As I cleared away the burdock, getting burrs all over my woollens, and the nettles, and the big Alexanders (fallen), I found a big collection of purpley-brown mushrooms. They smelt heavenly, a very strong mushroomy smell like oyster mushrooms and at first I thought that's what they were. Really the scent made me want to eat them right there and then, its was very powerful.

But closer up they obviously werent that, so i took one home to identify and pored over my books and left it on a black paper to see the spore colour. It looked promisingly like a Wood Blewitt but could have also been something nasty called a Silky Pinkgill, so as always with a new mushroom a certain sense of adventure fell upon me.

I checked the books and they gave rather unclear and conflicting information, and online I fared no better. Adding up all the evidence and trying to make sense of it (what is a 'mealy' smell? Is the Silky Pinkgill poisonous or not? What is the difference between 'pink' and 'pale pink' spores? Does it matter that my mushrooms stems didnt look as fat? Why does only one of the books mention Lapista sordida?) I decided that I was 90% sure it was OK.

So I cooked them up in copious quantities of butter (the books say you must cook your wood blewitts), and served them to my family to see what would happen... they cam e with a warning so in the end it was only me and my father who actually tasted them, and in very small doses, and mum reminded us that only one mushroom can actually kill you, so it was fine, and they tasted fab.

This morning I had no ill efects at all so I have eaten the ret of the mushrooms along with the remains of the chicken stew which was very delivious but even better with the mushies.

And now that I check up on Lepista sordida, I actually think that is the mushroom I have been eating, and apparently it is uncommon. This is very exciting because I almost have never found uncommon things and most things always turn out to be something incredibly normal. The picture on the link really does look most exactly like my mushrooms.

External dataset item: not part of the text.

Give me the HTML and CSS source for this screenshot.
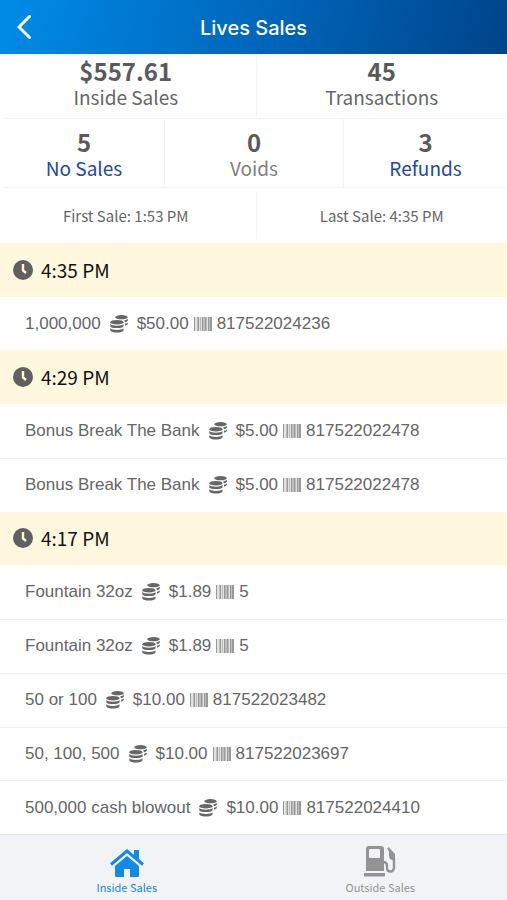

I'm sorry to say I didn't take my own pics this time but will try to get there tomorrow in daylight and photo the little ones that are left.

So here's to the notment and its amazing and unexpected autumnal offerings - for which I had to merely turn up. (Well there was a certain amount of nettle root pulling but that is all part of the fun.)

Thursday, November 12, 2009

Kew Road Chestnuts




It was chestnut season a week or two ago and now they are over but I still have the pics. Being from the Kew Road, they are probably full of horrible pollutants but they were very sweet and delicious after a bit of roasting.  They went down well in this house and you can see the before and after in the pics. I also put some into a potato mash with Kew Road Walnuts as well. It went very well with the pheasant that Dad gave us from the Richmond Market game stall, roasted and stewed with beetroots and loads of gorgeous veg.

Chestnuts come in a prickly casing which you stamp on to pop the nut out so you don't have to get your fingers scratched.

The walnuts make a great and very durable dye but I haven't used it because we were moving back into the flat after the New Kitchen and all that, so I didn't have time to do all the processing.

I have bought some wool carders however, and will spend the winter processing the fleeces I collected in the summer. The white wool will be dyed with colours from the nettle roots and onion skins that I also have been collecting up, and when I am ready I will collect some walnut leaves which are just as good as the flesh on the outside of the nuts for dyeing with.

Why are most of the trees in the back streets just horse chestnuts and planes, when we could all be eating fabulous walnuts and chestnuts every autumn?

I even planted a Kew Road chestnut last year in a little pot and now its a healthy seedling. But I wonder where he will live, will I find him a good home?